++++ SOURCE EXCERPT

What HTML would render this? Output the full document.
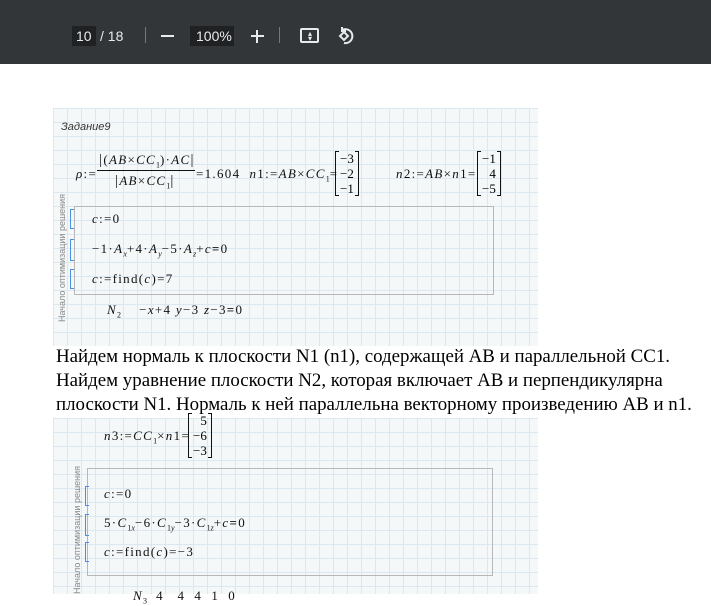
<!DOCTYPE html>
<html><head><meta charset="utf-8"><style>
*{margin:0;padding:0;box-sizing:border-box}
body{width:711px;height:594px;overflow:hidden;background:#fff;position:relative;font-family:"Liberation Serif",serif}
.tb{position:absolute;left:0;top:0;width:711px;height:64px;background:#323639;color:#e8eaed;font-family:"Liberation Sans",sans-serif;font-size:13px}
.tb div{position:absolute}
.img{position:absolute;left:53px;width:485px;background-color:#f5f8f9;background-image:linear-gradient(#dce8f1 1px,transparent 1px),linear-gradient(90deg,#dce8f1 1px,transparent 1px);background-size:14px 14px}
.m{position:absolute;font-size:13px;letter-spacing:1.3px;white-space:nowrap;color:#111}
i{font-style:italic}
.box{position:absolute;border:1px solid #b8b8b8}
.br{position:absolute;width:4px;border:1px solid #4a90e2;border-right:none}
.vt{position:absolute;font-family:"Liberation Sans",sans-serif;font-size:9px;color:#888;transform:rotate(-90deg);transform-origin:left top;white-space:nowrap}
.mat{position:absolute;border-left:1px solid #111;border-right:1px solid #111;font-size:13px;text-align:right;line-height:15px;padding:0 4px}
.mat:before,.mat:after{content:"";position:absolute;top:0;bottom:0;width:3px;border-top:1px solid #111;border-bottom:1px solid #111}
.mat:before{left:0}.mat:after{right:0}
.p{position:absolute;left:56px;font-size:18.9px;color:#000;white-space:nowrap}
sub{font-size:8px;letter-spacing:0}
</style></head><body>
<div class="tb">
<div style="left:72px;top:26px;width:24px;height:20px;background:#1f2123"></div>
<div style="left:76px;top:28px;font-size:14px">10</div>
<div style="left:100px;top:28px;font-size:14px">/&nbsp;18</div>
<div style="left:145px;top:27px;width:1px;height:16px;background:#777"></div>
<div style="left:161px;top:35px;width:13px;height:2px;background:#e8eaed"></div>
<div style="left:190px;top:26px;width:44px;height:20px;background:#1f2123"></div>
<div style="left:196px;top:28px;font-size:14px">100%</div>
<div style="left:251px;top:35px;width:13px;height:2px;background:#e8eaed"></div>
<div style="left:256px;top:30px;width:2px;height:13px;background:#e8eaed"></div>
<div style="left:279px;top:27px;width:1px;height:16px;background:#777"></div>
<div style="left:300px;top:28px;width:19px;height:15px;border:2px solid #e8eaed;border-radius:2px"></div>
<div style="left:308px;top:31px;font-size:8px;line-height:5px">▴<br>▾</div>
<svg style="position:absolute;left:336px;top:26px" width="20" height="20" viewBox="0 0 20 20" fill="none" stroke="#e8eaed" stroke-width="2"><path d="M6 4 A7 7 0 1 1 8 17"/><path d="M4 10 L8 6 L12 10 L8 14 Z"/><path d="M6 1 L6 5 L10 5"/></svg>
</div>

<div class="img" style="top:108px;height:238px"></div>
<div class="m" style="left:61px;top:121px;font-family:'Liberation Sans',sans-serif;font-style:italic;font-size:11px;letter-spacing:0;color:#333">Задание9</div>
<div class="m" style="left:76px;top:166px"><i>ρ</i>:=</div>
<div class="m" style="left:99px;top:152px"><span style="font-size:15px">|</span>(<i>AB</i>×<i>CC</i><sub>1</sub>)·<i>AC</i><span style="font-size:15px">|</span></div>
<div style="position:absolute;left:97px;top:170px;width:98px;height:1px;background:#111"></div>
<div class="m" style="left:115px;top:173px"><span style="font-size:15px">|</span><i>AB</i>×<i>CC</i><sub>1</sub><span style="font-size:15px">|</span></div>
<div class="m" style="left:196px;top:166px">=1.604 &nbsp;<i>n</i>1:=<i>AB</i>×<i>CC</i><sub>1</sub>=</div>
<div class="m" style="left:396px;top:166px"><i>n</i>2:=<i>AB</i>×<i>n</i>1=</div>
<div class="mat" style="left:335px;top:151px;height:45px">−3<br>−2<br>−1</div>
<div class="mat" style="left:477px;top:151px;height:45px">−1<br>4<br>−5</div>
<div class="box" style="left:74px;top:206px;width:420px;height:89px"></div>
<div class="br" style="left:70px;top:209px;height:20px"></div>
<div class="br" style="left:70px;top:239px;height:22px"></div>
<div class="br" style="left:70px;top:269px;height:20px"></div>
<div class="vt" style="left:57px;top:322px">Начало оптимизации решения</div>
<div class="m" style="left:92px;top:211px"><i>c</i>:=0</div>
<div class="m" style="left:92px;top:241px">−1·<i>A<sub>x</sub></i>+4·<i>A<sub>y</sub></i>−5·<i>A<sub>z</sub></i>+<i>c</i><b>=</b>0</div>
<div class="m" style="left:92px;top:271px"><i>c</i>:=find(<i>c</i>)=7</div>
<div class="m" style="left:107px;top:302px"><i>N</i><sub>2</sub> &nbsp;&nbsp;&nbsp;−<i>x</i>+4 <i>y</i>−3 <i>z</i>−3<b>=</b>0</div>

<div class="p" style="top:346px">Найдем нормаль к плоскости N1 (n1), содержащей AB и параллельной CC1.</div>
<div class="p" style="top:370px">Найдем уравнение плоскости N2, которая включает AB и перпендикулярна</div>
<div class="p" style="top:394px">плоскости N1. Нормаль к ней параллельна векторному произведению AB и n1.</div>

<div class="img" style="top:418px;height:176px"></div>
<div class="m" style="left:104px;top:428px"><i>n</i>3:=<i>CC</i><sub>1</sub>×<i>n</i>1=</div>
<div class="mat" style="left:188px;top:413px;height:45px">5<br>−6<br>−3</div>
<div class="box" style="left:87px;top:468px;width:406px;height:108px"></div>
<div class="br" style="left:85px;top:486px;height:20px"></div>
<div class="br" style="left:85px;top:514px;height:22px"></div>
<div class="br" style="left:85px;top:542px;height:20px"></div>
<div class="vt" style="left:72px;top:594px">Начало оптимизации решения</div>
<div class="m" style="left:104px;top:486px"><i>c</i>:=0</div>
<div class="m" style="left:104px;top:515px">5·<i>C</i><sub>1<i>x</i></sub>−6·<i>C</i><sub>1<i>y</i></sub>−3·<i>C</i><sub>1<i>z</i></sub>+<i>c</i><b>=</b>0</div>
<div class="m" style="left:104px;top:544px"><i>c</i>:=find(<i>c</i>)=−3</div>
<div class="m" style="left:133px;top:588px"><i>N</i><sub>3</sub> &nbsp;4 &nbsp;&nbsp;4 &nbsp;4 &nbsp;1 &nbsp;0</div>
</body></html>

++++++++

» WRITTEN EXERCISE
Give every line back word for word and leave the pictures out.

» RESULT OF THIS EXERCISE
What HTML would render this? Output the full document.
<!DOCTYPE html>
<html><head><meta charset="utf-8"><style>
*{margin:0;padding:0;box-sizing:border-box}
body{width:711px;height:594px;overflow:hidden;background:#fff;position:relative;font-family:"Liberation Serif",serif}
.tb{position:absolute;left:0;top:0;width:711px;height:64px;background:#323639;color:#e8eaed;font-family:"Liberation Sans",sans-serif;font-size:13px}
.tb div{position:absolute}
.img{position:absolute;left:53px;width:485px;background-color:#f5f8f9;background-image:linear-gradient(#dce8f1 1px,transparent 1px),linear-gradient(90deg,#dce8f1 1px,transparent 1px);background-size:14px 14px}
.m{position:absolute;font-size:13px;letter-spacing:1.3px;white-space:nowrap;color:#111}
i{font-style:italic}
.box{position:absolute;border:1px solid #b8b8b8}
.br{position:absolute;width:4px;border:1px solid #4a90e2;border-right:none}
.vt{position:absolute;font-family:"Liberation Sans",sans-serif;font-size:9px;color:#888;transform:rotate(-90deg);transform-origin:left top;white-space:nowrap}
.mat{position:absolute;border-left:1px solid #111;border-right:1px solid #111;font-size:13px;text-align:right;line-height:15px;padding:0 4px}
.mat:before,.mat:after{content:"";position:absolute;top:0;bottom:0;width:3px;border-top:1px solid #111;border-bottom:1px solid #111}
.mat:before{left:0}.mat:after{right:0}
.p{position:absolute;left:56px;font-size:18.9px;color:#000;white-space:nowrap}
sub{font-size:8px;letter-spacing:0}
</style></head><body>
<div class="tb">
<div style="left:72px;top:26px;width:24px;height:20px;background:#1f2123"></div>
<div style="left:76px;top:28px;font-size:14px">10</div>
<div style="left:100px;top:28px;font-size:14px">/&nbsp;18</div>
<div style="left:145px;top:27px;width:1px;height:16px;background:#777"></div>
<div style="left:161px;top:35px;width:13px;height:2px;background:#e8eaed"></div>
<div style="left:190px;top:26px;width:44px;height:20px;background:#1f2123"></div>
<div style="left:196px;top:28px;font-size:14px">100%</div>
<div style="left:251px;top:35px;width:13px;height:2px;background:#e8eaed"></div>
<div style="left:256px;top:30px;width:2px;height:13px;background:#e8eaed"></div>
<div style="left:279px;top:27px;width:1px;height:16px;background:#777"></div>
<div style="left:300px;top:28px;width:19px;height:15px;border:2px solid #e8eaed;border-radius:2px"></div>
<div style="left:308px;top:31px;font-size:8px;line-height:5px">▴<br>▾</div>
<svg style="position:absolute;left:336px;top:26px" width="20" height="20" viewBox="0 0 20 20" fill="none" stroke="#e8eaed" stroke-width="2"><path d="M6 4 A7 7 0 1 1 8 17"/><path d="M4 10 L8 6 L12 10 L8 14 Z"/><path d="M6 1 L6 5 L10 5"/></svg>
</div>

<div class="img" style="top:108px;height:238px"></div>
<div class="m" style="left:61px;top:121px;font-family:'Liberation Sans',sans-serif;font-style:italic;font-size:11px;letter-spacing:0;color:#333">Задание9</div>
<div class="m" style="left:76px;top:166px"><i>ρ</i>:=</div>
<div class="m" style="left:99px;top:152px"><span style="font-size:15px">|</span>(<i>AB</i>×<i>CC</i><sub>1</sub>)·<i>AC</i><span style="font-size:15px">|</span></div>
<div style="position:absolute;left:97px;top:170px;width:98px;height:1px;background:#111"></div>
<div class="m" style="left:115px;top:173px"><span style="font-size:15px">|</span><i>AB</i>×<i>CC</i><sub>1</sub><span style="font-size:15px">|</span></div>
<div class="m" style="left:196px;top:166px">=1.604 &nbsp;<i>n</i>1:=<i>AB</i>×<i>CC</i><sub>1</sub>=</div>
<div class="m" style="left:396px;top:166px"><i>n</i>2:=<i>AB</i>×<i>n</i>1=</div>
<div class="mat" style="left:335px;top:151px;height:45px">−3<br>−2<br>−1</div>
<div class="mat" style="left:477px;top:151px;height:45px">−1<br>4<br>−5</div>
<div class="box" style="left:74px;top:206px;width:420px;height:89px"></div>
<div class="br" style="left:70px;top:209px;height:20px"></div>
<div class="br" style="left:70px;top:239px;height:22px"></div>
<div class="br" style="left:70px;top:269px;height:20px"></div>
<div class="vt" style="left:57px;top:322px">Начало оптимизации решения</div>
<div class="m" style="left:92px;top:211px"><i>c</i>:=0</div>
<div class="m" style="left:92px;top:241px">−1·<i>A<sub>x</sub></i>+4·<i>A<sub>y</sub></i>−5·<i>A<sub>z</sub></i>+<i>c</i><b>=</b>0</div>
<div class="m" style="left:92px;top:271px"><i>c</i>:=find(<i>c</i>)=7</div>
<div class="m" style="left:107px;top:302px"><i>N</i><sub>2</sub> &nbsp;&nbsp;&nbsp;−<i>x</i>+4 <i>y</i>−3 <i>z</i>−3<b>=</b>0</div>

<div class="p" style="top:346px">Найдем нормаль к плоскости N1 (n1), содержащей AB и параллельной CC1.</div>
<div class="p" style="top:370px">Найдем уравнение плоскости N2, которая включает AB и перпендикулярна</div>
<div class="p" style="top:394px">плоскости N1. Нормаль к ней параллельна векторному произведению AB и n1.</div>

<div class="img" style="top:418px;height:176px"></div>
<div class="m" style="left:104px;top:428px"><i>n</i>3:=<i>CC</i><sub>1</sub>×<i>n</i>1=</div>
<div class="mat" style="left:188px;top:413px;height:45px">5<br>−6<br>−3</div>
<div class="box" style="left:87px;top:468px;width:406px;height:108px"></div>
<div class="br" style="left:85px;top:486px;height:20px"></div>
<div class="br" style="left:85px;top:514px;height:22px"></div>
<div class="br" style="left:85px;top:542px;height:20px"></div>
<div class="vt" style="left:72px;top:594px">Начало оптимизации решения</div>
<div class="m" style="left:104px;top:486px"><i>c</i>:=0</div>
<div class="m" style="left:104px;top:515px">5·<i>C</i><sub>1<i>x</i></sub>−6·<i>C</i><sub>1<i>y</i></sub>−3·<i>C</i><sub>1<i>z</i></sub>+<i>c</i><b>=</b>0</div>
<div class="m" style="left:104px;top:544px"><i>c</i>:=find(<i>c</i>)=−3</div>
<div class="m" style="left:133px;top:588px"><i>N</i><sub>3</sub> &nbsp;4 &nbsp;&nbsp;4 &nbsp;4 &nbsp;1 &nbsp;0</div>
</body></html>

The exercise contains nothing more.